You’ve probably heard of the term “upcycling” before and, like many handy men, assumed it was just another weird millennial fad. In a way, you’re not wrong, but it’s so much more than that, and you’d be surprised at how useful it is for the aspiring handy man.
The term originated from German entrepreneur Gunter Pauli’s book called, you guessed it, Upcycling. In the book, Pauli stresses the need for sustainability in manufacturing via “creative reuse”. In doing so, industries can not only produce quality products by transforming by-products, waste materials, useless, and unwanted objects for better environmental value, it also gives consumers the option of re-purposing old products.
Effective upcycling means that you create a product that will last longer than its constituent components, but also be the base of an even better product in the future. This ‘cradle-to-cradle’ approach was first espoused by chemist and architect duo William McDonough and Michael Braungart in their book Cradle to Cradle: Remaking the Way We Make Things. In their book, McDonough and Braungart criticized the ‘cradle-to-grave’ approach that industries have in manufacturing. With a cradle-to-grave approach, companies will create products with a limited lifespan so that they can sell more products in the future. Not only is it greedy, it’s also wasteful.
Cheap, clean, effective, and better for the environment, upcycling should be part of any handy man’s knowledge base.
But Isn’t That Just Recycling?
Not quite. See, recycling is taking by-products, waste materials, useless, or unwanted objects and using these to create a new product of Lesser quality. Upcycling, on the other hand, wants to take those wasted or used objects and turn them into a product of superior quality.
In this way, people can prevent wasting useful materials, reducing the need for raw materials and energy usage, which in turn can reduce the harmful effects of factories that churn out these products (air and water pollution, greenhouse gas emissions, energy usage, among other things).
It’s also slightly different from restoration and refurbishing. Those two crafts are focused on taking something old and returning them to their original state. Meanwhile, upcycling is taking something old and elevating it into something better.
Upcycling isn’t just a fad; in 2013, social media sites Etsy and Pinterest saw an 879% increase in photos tagged with the term “upcycling”, showing just how popular the creative reuse movement is.
Ok, But How Does That Help Me?
This is where it gets good for handy men. Upcycling encourages a sustainable and regenerative design culture. This means that, using existing materials, handy men can create cleaner and better products that are of higher quality than their constituent parts.
It sounds too good to be true but think about it this way: when plastics are recycled, recycling centers take plastics of different kinds and collate them into a hybrid product. This product can then used as material for the manufacture of plastic lumber. However, unlike polymer ABS (the common raw material for plastic lumber), recycled plastics can suffer phase-separation. Phase separation is when a mixture starts breaking down into its individual parts. This wouldn’t be a problem, if you weren’t using that plastic to build a house!

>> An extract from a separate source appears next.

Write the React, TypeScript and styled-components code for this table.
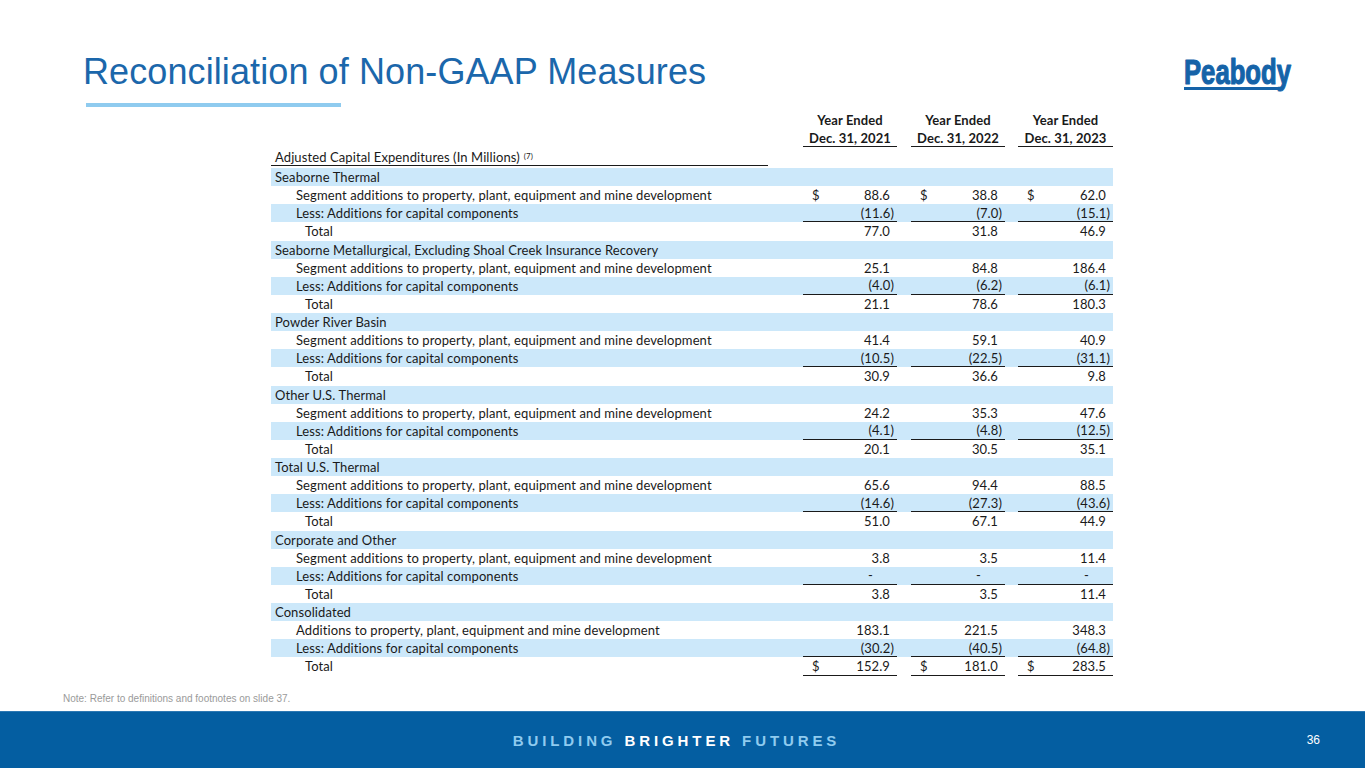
import React from 'react';
import styled, { createGlobalStyle } from 'styled-components';

const GlobalStyle = createGlobalStyle`
  html, body {
    margin: 0;
    padding: 0;
    background: #ffffff;
  }
`;

const Page = styled.div`
  width: 1365px;
  height: 768px;
  display: flex;
  flex-direction: column;
  background: #ffffff;
  overflow: hidden;
`;

const Header = styled.header`
  display: flex;
  justify-content: space-between;
  align-items: flex-start;
  height: 110px;
  padding: 52px 72px 0 83px;
  box-sizing: border-box;
`;

const TitleBlock = styled.div`
  display: flex;
  flex-direction: column;
`;

const Title = styled.h1`
  margin: 0;
  font-family: 'Liberation Sans', Arial, sans-serif;
  font-weight: 400;
  font-size: 36px;
  line-height: 40px;
  letter-spacing: 0.1px;
  color: #1b67ab;
`;

const TitleBar = styled.div`
  width: 255px;
  height: 4px;
  margin: 11px 0 0 3px;
  background: #8fcbef;
`;

const LogoMark = styled.svg`
  margin-top: 2px;
  display: block;
  overflow: visible;
`;

const Table = styled.div`
  width: 842px;
  margin-left: 271px;
  font-family: Lato, 'Open Sans', sans-serif;
  font-size: 13px;
  letter-spacing: 0.1px;
  color: #1a1a1a;
`;

const Row = styled.div<{ $band?: boolean; $height?: number }>`
  display: grid;
  grid-template-columns: 532px 94px 14px 94px 13px 95px;
  height: ${(p) => p.$height ?? 18.14}px;
  background: ${(p) => (p.$band ? '#cce8fa' : 'transparent')};
  box-sizing: border-box;
`;

const Label = styled.div<{ $indent?: number }>`
  display: flex;
  align-items: center;
  padding-left: ${(p) => p.$indent ?? 4}px;
  white-space: nowrap;
`;

const CapLabel = styled.span`
  display: flex;
  align-items: center;
  width: 497px;
  padding-left: 4px;
  box-sizing: border-box;
  border-bottom: 1px solid #1a1a1a;

  sup {
    font-size: 8px;
    margin-left: 4px;
    align-self: flex-start;
    margin-top: 2px;
  }
`;

const HeadCell = styled.div<{ $rule?: boolean }>`
  display: flex;
  align-items: center;
  justify-content: center;
  font-weight: 700;
  border-bottom: ${(p) => (p.$rule ? '1px solid #1a1a1a' : 'none')};
  box-sizing: border-box;
  white-space: nowrap;
`;

const Value = styled.div<{ $rule?: boolean }>`
  display: flex;
  align-items: center;
  justify-content: space-between;
  padding: 0 3px 0 9px;
  border-bottom: ${(p) => (p.$rule ? '1px solid #1a1a1a' : 'none')};
  box-sizing: border-box;
`;

const Num = styled.span<{ $neg?: boolean; $dash?: boolean }>`
  margin-left: auto;
  padding-right: ${(p) => (p.$dash ? 21 : p.$neg ? 0 : 4)}px;
`;

const Note = styled.div`
  margin: 17px 0 0 63px;
  font-family: 'Liberation Sans', Arial, sans-serif;
  font-size: 10px;
  line-height: 12px;
  color: #9a9a9a;
`;

const Footer = styled.footer`
  margin-top: auto;
  height: 57px;
  background: #045ea1;
  border-top: 1px solid #2c78b3;
  box-sizing: border-box;
  display: grid;
  grid-template-columns: 1fr auto 1fr;
  align-items: center;
  font-family: 'Liberation Sans', Arial, sans-serif;
`;

const Slogan = styled.div`
  grid-column: 2;
  margin-right: 12px;
  font-size: 15px;
  font-weight: 700;
  letter-spacing: 3.9px;
  color: #8fcbef;
  padding-top: 1px;
`;

const Bright = styled.span`
  color: #ffffff;
`;

const PageNum = styled.div`
  grid-column: 3;
  justify-self: end;
  padding-right: 45px;
  font-size: 12px;
  color: #ffffff;
`;

type Section = {
  name: string;
  seg: string;
  segVals: string[];
  less: string[];
  total: string[];
  segDollar?: boolean;
  totalDollar?: boolean;
};

const SEG = 'Segment additions to property, plant, equipment and mine development';

const sections: Section[] = [
  {
    name: 'Seaborne Thermal',
    seg: SEG,
    segVals: ['88.6', '38.8', '62.0'],
    less: ['(11.6)', '(7.0)', '(15.1)'],
    total: ['77.0', '31.8', '46.9'],
    segDollar: true,
  },
  {
    name: 'Seaborne Metallurgical, Excluding Shoal Creek Insurance Recovery',
    seg: SEG,
    segVals: ['25.1', '84.8', '186.4'],
    less: ['(4.0)', '(6.2)', '(6.1)'],
    total: ['21.1', '78.6', '180.3'],
  },
  {
    name: 'Powder River Basin',
    seg: SEG,
    segVals: ['41.4', '59.1', '40.9'],
    less: ['(10.5)', '(22.5)', '(31.1)'],
    total: ['30.9', '36.6', '9.8'],
  },
  {
    name: 'Other U.S. Thermal',
    seg: SEG,
    segVals: ['24.2', '35.3', '47.6'],
    less: ['(4.1)', '(4.8)', '(12.5)'],
    total: ['20.1', '30.5', '35.1'],
  },
  {
    name: 'Total U.S. Thermal',
    seg: SEG,
    segVals: ['65.6', '94.4', '88.5'],
    less: ['(14.6)', '(27.3)', '(43.6)'],
    total: ['51.0', '67.1', '44.9'],
  },
  {
    name: 'Corporate and Other',
    seg: SEG,
    segVals: ['3.8', '3.5', '11.4'],
    less: ['-', '-', '-'],
    total: ['3.8', '3.5', '11.4'],
  },
  {
    name: 'Consolidated',
    seg: 'Additions to property, plant, equipment and mine development',
    segVals: ['183.1', '221.5', '348.3'],
    less: ['(30.2)', '(40.5)', '(64.8)'],
    total: ['152.9', '181.0', '283.5'],
    totalDollar: true,
  },
];

const ValueCells = ({ vals, dollar, rule }: { vals: string[]; dollar?: boolean; rule?: boolean }) => (
  <>
    {vals.map((v, i) => (
      <React.Fragment key={i}>
        {i > 0 && <div />}
        <Value $rule={rule}>
          {dollar && <span>$</span>}
          <Num $neg={v.startsWith('(')} $dash={v === '-'}>
            {v}
          </Num>
        </Value>
      </React.Fragment>
    ))}
  </>
);

const Logo = () => (
  <LogoMark width="110" height="40" viewBox="0 0 110 40">
    <text
      x="1"
      y="30"
      fontFamily="'Liberation Sans', Arial, sans-serif"
      fontWeight="700"
      fontSize="35"
      textLength="107"
      lengthAdjust="spacingAndGlyphs"
      fill="#1563a8"
      stroke="#1563a8"
      strokeWidth="1.2"
      strokeLinejoin="round"
    >
      Peabody
    </text>
    <rect x="1" y="33" width="98" height="3" fill="#1563a8" />
  </LogoMark>
);

const years = ['2021', '2022', '2023'];

const App = () => (
  <Page>
    <GlobalStyle />
    <Header>
      <TitleBlock>
        <Title>Reconciliation of Non-GAAP Measures</Title>
        <TitleBar />
      </TitleBlock>
      <Logo />
    </Header>

    <Table>
      <Row $height={19}>
        <div />
        {years.map((y, i) => (
          <React.Fragment key={y}>
            {i > 0 && <div />}
            <HeadCell>Year Ended</HeadCell>
          </React.Fragment>
        ))}
      </Row>
      <Row $height={18}>
        <div />
        {years.map((y, i) => (
          <React.Fragment key={y}>
            {i > 0 && <div />}
            <HeadCell $rule>Dec. 31, {y}</HeadCell>
          </React.Fragment>
        ))}
      </Row>
      <Row $height={21}>
        <Label $indent={0}>
          <CapLabel>
            Adjusted Capital Expenditures (In Millions)<sup>(7)</sup>
          </CapLabel>
        </Label>
      </Row>

      {sections.map((s) => (
        <React.Fragment key={s.name}>
          <Row $band>
            <Label>{s.name}</Label>
          </Row>
          <Row>
            <Label $indent={25}>{s.seg}</Label>
            <ValueCells vals={s.segVals} dollar={s.segDollar} />
          </Row>
          <Row $band>
            <Label $indent={25}>Less: Additions for capital components</Label>
            <ValueCells vals={s.less} rule />
          </Row>
          <Row>
            <Label $indent={34}>Total</Label>
            <ValueCells vals={s.total} dollar={s.totalDollar} rule={s.totalDollar} />
          </Row>
        </React.Fragment>
      ))}
    </Table>

    <Note>Note: Refer to definitions and footnotes on slide 37.</Note>

    <Footer>
      <Slogan>
        BUILDING <Bright>BRIGHTER</Bright> FUTURES
      </Slogan>
      <PageNum>36</PageNum>
    </Footer>
  </Page>
);

export default App;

But with upcycling, a skilled handy man can take an old product, apply some repairs here and there, and voila, you have an almost-new product. Depending on the material you’ve upcycled, it could make your product look vintage or antique. Either way, upcycling helps you create unique products that will last potentially longer than the old one.
It’s not just for furniture, you can also upcycle clothes. It takes 400 gallons of water to create one shirt, but it only takes a couple of hours and moderate sewing skills to repurpose old pieces of cloth into something wearable.
Upcycling also has the added advantage of being a potential source of income. With an upcycling approach to your work, you can create upcycled products from excess materials you probably have lying around the garage. That’s an extra revenue stream you didn’t know you had, with the only investment being your time and skills.
But upcycling isn’t just for the professionals, even the homebased handy man can benefit. For one, learning how to properly upcycle old materials will reduce the need for purchasing new products when the old one breaks. It can also help you get in touch with your artistic side; upcycling relies on the craftsman’s artistic vision and creativity to determine the kind of product you will create.
You might think to yourself, “That sounds like something I’ve been doing for awhile now!”, and you might be right. If you’ve ever taken, say, an old barn door and refurbished it to be used as an interior finish for a house, that’s upcycling. For handy men, it’s not the newest of concepts, but it is something worth refreshing your memory.
The upcycling movement signifies not just a shift towards a greener future, it’s also a shift towards sustainability. More importantly, self-sustainability. Upcycling empowers handy men like you to being independent of corporate interests and helps you produce products that you created with your own two hands.